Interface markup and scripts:
-- START --

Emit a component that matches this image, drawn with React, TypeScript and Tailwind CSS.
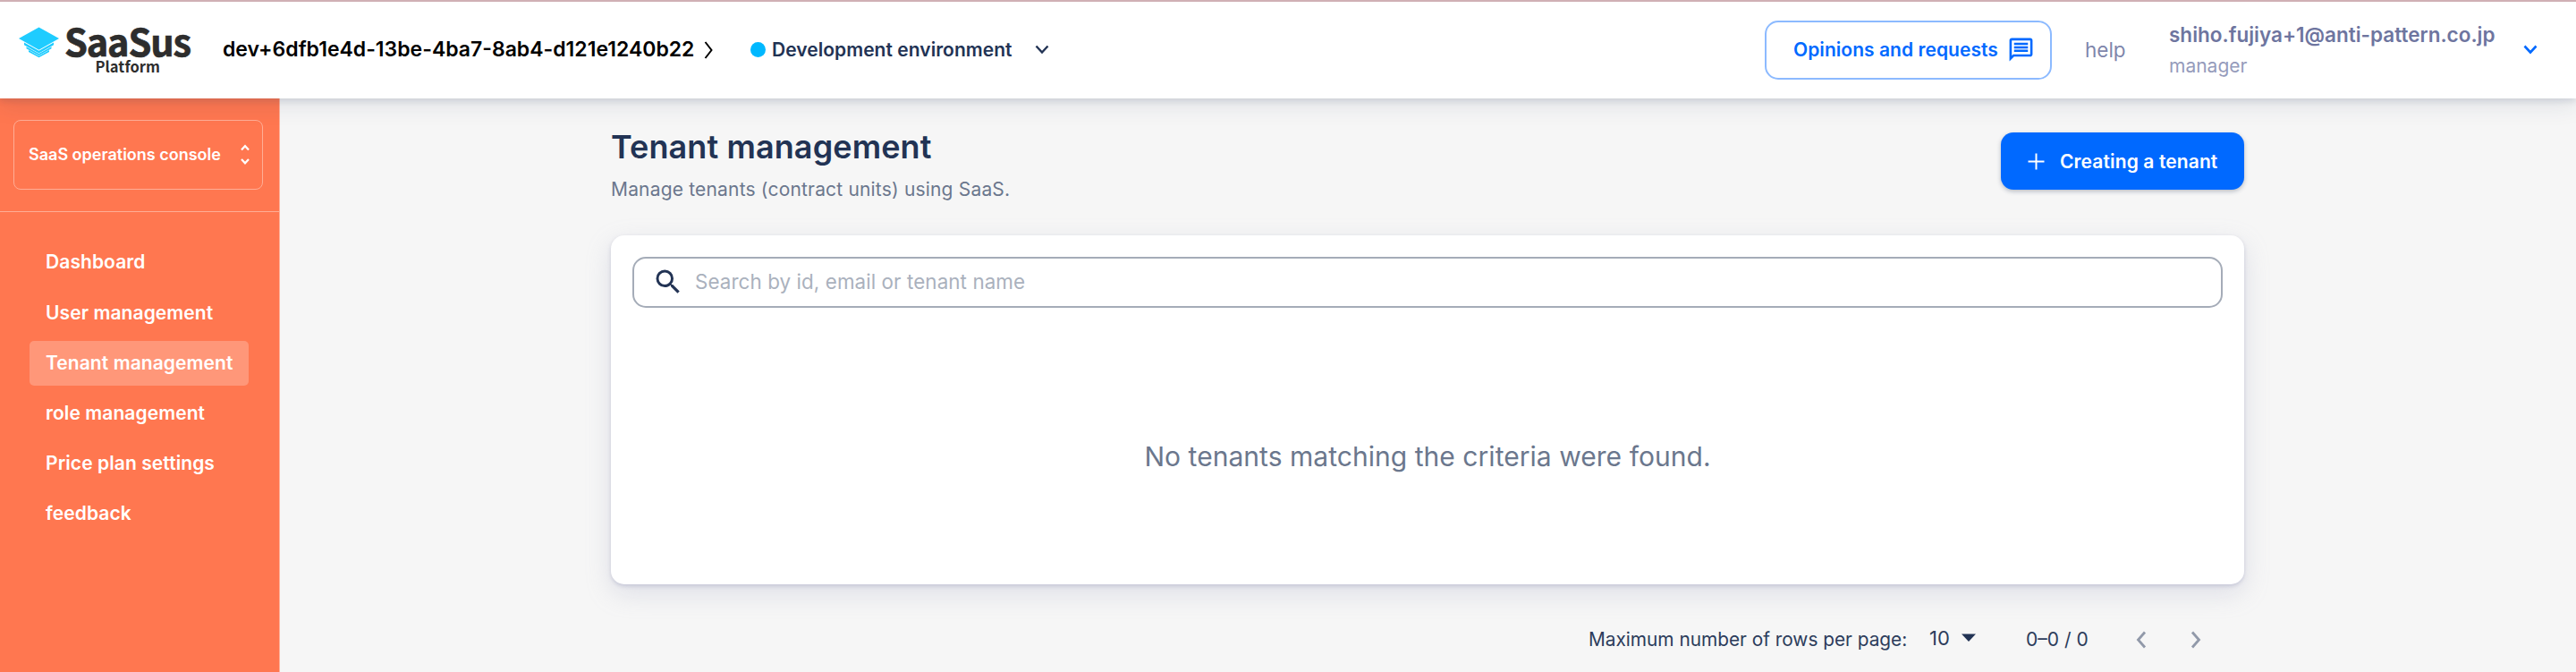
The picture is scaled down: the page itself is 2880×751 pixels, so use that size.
import { MdOutlineMessage, MdSearch } from "react-icons/md";

const NAV = [
  "Dashboard",
  "User management",
  "Tenant management",
  "role management",
  "Price plan settings",
  "feedback",
];

type ChevronProps = { points: string; width: number; height: number; stroke: number; className?: string };

function Chevron({ points, width, height, stroke, className = "" }: ChevronProps) {
  return (
    <svg
      width={width}
      height={height}
      viewBox={`0 0 ${width} ${height}`}
      fill="none"
      stroke="currentColor"
      strokeWidth={stroke}
      className={`shrink-0 ${className}`}
    >
      <polyline points={points} />
    </svg>
  );
}

function Logo() {
  return (
    <svg width="220" height="70" viewBox="0 0 220 70" className="shrink-0 overflow-visible">
      <g fill="#1fccff">
        <path d="M43.5 9.5 66 22 43.5 34.8 21 22Z" />
        <path d="M27 26.6 43.5 35.7 60 26.6V29.3L43.5 38.4 27 29.3Z" />
        <path d="M29.5 31.2 43.5 39.1 57.5 31.2V33.2L43.5 41 29.5 33.2Z" />
        <path d="M32 35 43.5 41.6 55 35V37L43.5 43.3 32 37Z" />
      </g>
      <g fill="#2d2d2d" className="font-['Noto_Sans_CJK_JP',sans-serif] font-bold">
        <text x="72" y="41.5" fontSize="41.5" textLength="142" lengthAdjust="spacing" stroke="#2d2d2d" strokeWidth="0.7">SaaSus</text>
        <text x="106.5" y="60.3" fontSize="16.5" textLength="72.5" lengthAdjust="spacing">Platform</text>
      </g>
    </svg>
  );
}

function Header() {
  return (
    <header className="relative z-10 flex h-[109.5px] w-full shrink-0 items-center border-t-2 border-[#d0b0b5] bg-white shadow-[0_4px_6px_rgba(34,51,84,0.10),0_8px_24px_rgba(34,51,84,0.10)]">
      <Logo />
      <div className="ml-[29px] flex w-[548px] items-center justify-between text-black">
        <span className="text-[23px] font-semibold leading-none whitespace-nowrap">
          dev+6dfb1e4d-13be-4ba7-8ab4-d121e1240b22
        </span>
        <Chevron points="1.5,1 8.5,10 1.5,19" width={10} height={20} stroke={2} />
      </div>
      <div className="ml-[42px] flex items-center text-[#223354]">
        <span className="h-[17px] w-[17px] rounded-full bg-[#00b8ff]" />
        <span className="ml-[7px] w-[294px] text-[21px] font-semibold leading-none tracking-[0.04px] whitespace-nowrap">Development environment</span>
        <Chevron points="1.5,1.5 8,8.5 14.5,1.5" width={16} height={11} stroke={2.4} />
      </div>
      <div className="ml-auto flex h-full items-center pr-[43px]">
        <button className="flex h-[66px] w-[321px] items-center rounded-[15px] border-2 border-[#8cbaff] pl-[30px] text-[#0069ff]">
          <span className="w-[239px] text-left text-[21px] font-semibold leading-none tracking-[0.05px] whitespace-nowrap">Opinions and requests</span>
          <MdOutlineMessage size={31} />
        </button>
        <span className="ml-[37px] w-[94px] text-[22.5px] leading-none text-[#6e759f]/90">help</span>
        <div className="flex w-[396px] flex-col">
          <span className="text-[22.5px] font-semibold leading-[36px] text-[#6e759f] whitespace-nowrap">shiho.fujiya+1@anti-pattern.co.jp</span>
          <span className="text-[21px] leading-[34px] text-[#959bbb]">manager</span>
        </div>
        <Chevron points="1.5,1.5 8,8.5 14.5,1.5" width={16} height={11} stroke={2.6} className="text-[#0069ff]" />
      </div>
    </header>
  );
}

function Sidebar() {
  return (
    <aside className="flex w-[313px] shrink-0 flex-col border-r border-[#ffb29b] bg-[#ff7750] text-white">
      <div className="border-b border-[#ffad95] pt-[24.5px] pb-[24px] pl-[15px]">
        <div className="flex h-[78px] w-[279px] items-center justify-between rounded-[8px] border border-[#ffad95] pl-[16px] pr-[14px]">
          <span className="text-[18px] font-semibold leading-none whitespace-nowrap">SaaS operations console</span>
          <svg width="10" height="24" viewBox="0 0 10 24" fill="none" stroke="currentColor" strokeWidth="2.2">
            <path d="M1 6.5 5 2.2 9 6.5M1 17 5 21.3 9 17" />
          </svg>
        </div>
      </div>
      <nav className="flex flex-col gap-[6.2px] pt-[31.4px] pl-[33px]">
        {NAV.map((label) => (
          <a
            key={label}
            className={`flex h-[50px] w-[245px] items-center rounded-[5px] pl-[18px] pb-px text-[21px] font-semibold leading-none tracking-[0.08px] whitespace-nowrap ${
              label === "Tenant management" ? "bg-[#ff9779]" : ""
            }`}
          >
            {label}
          </a>
        ))}
      </nav>
    </aside>
  );
}

function Pagination() {
  return (
    <div className="mt-[42px] flex h-[40px] items-center justify-end pr-[48px] text-[21px] text-[#2c3c5b]">
      <span className="w-[381px] text-[20.8px] whitespace-nowrap">Maximum number of rows per page:</span>
      <span className="-mt-[4px] w-[36px] text-[22px]">10</span>
      <svg width="16" height="10" viewBox="0 0 16 10" className="-mt-[4px] shrink-0 fill-[#223354]">
        <path d="M0 .5H16L8 9Z" />
      </svg>
      <span className="ml-[56px] w-[123px]">0–0 / 0</span>
      <Chevron points="10,1.5 2.5,10 10,18.5" width={12} height={20} stroke={2.8} className="text-[#9199a9]" />
      <Chevron points="2,1.5 9.5,10 2,18.5" width={12} height={20} stroke={2.8} className="ml-[49px] text-[#9199a9]" />
    </div>
  );
}

export default function App() {
  return (
    <div className="flex h-[751px] w-[2880px] flex-col overflow-hidden bg-[#f6f6f6] font-['Inter',sans-serif]">
      <Header />
      <div className="flex min-h-0 flex-1">
        <Sidebar />
        <main className="ml-[370px] w-[1826px] pt-[30.5px]">
          <div className="flex h-[123px] items-start justify-between">
            <div>
              <h1 className="text-[36px] font-semibold leading-[48px] tracking-[0.1px] text-[#223354]">Tenant management</h1>
              <p className="mt-[8px] text-[21px] leading-[32px] tracking-[0.18px] text-[#6b778d]">Manage tenants (contract units) using SaaS.</p>
            </div>
            <button className="mt-[8px] flex h-[64px] w-[272px] items-center rounded-[14px] bg-[#0069ff] pl-[30px] text-white shadow-[0_2px_5px_rgba(34,51,84,0.3)]">
              <svg width="19" height="19" viewBox="0 0 19 19" fill="none" stroke="currentColor" strokeWidth="2">
                <path d="M9.5 .5V18.5M.5 9.5H18.5" />
              </svg>
              <span className="ml-[17px] text-[21px] font-semibold tracking-[0.12px] leading-none whitespace-nowrap">Creating a tenant</span>
            </button>
          </div>
          <section className="flex h-[390px] flex-col rounded-[15px] bg-white px-[24px] pt-[23.5px] shadow-[0_2px_4px_rgba(159,162,191,0.45),0_10px_28px_rgba(159,162,191,0.28)]">
            <div className="flex h-[57px] shrink-0 items-center rounded-[15px] border-2 border-[#a5acb8] pl-[20px]">
              <MdSearch size={36} className="text-[#223354]" />
              <span className="ml-[12px] text-[22.4px] tracking-[0.08px] text-[#aab1bd]">Search by id, email or tenant name</span>
            </div>
            <p className="mt-[146.5px] text-center text-[30px] leading-[40px] tracking-[0.04px] text-[#6b778d]">No tenants matching the criteria were found.</p>
          </section>
          <Pagination />
        </main>
      </div>
    </div>
  );
}
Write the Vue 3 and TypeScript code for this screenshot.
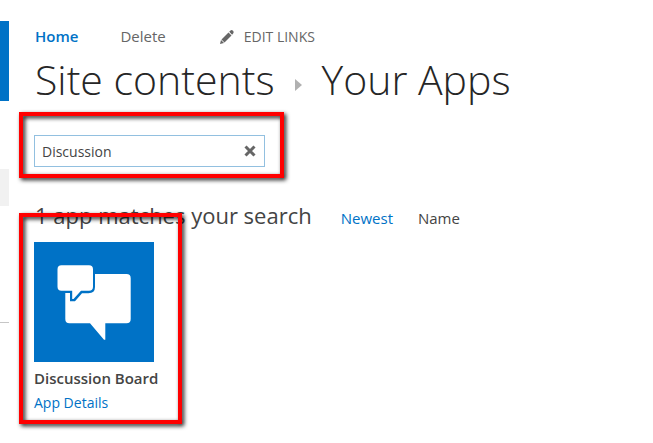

-- END --

◆ **WRITTEN TASK**:
Return the lines of the records that include the string "TypeScript".

◆ **RESULT**:
Emit a component that matches this image, drawn with React, TypeScript and Tailwind CSS.
Write the Vue 3 and TypeScript code for this screenshot.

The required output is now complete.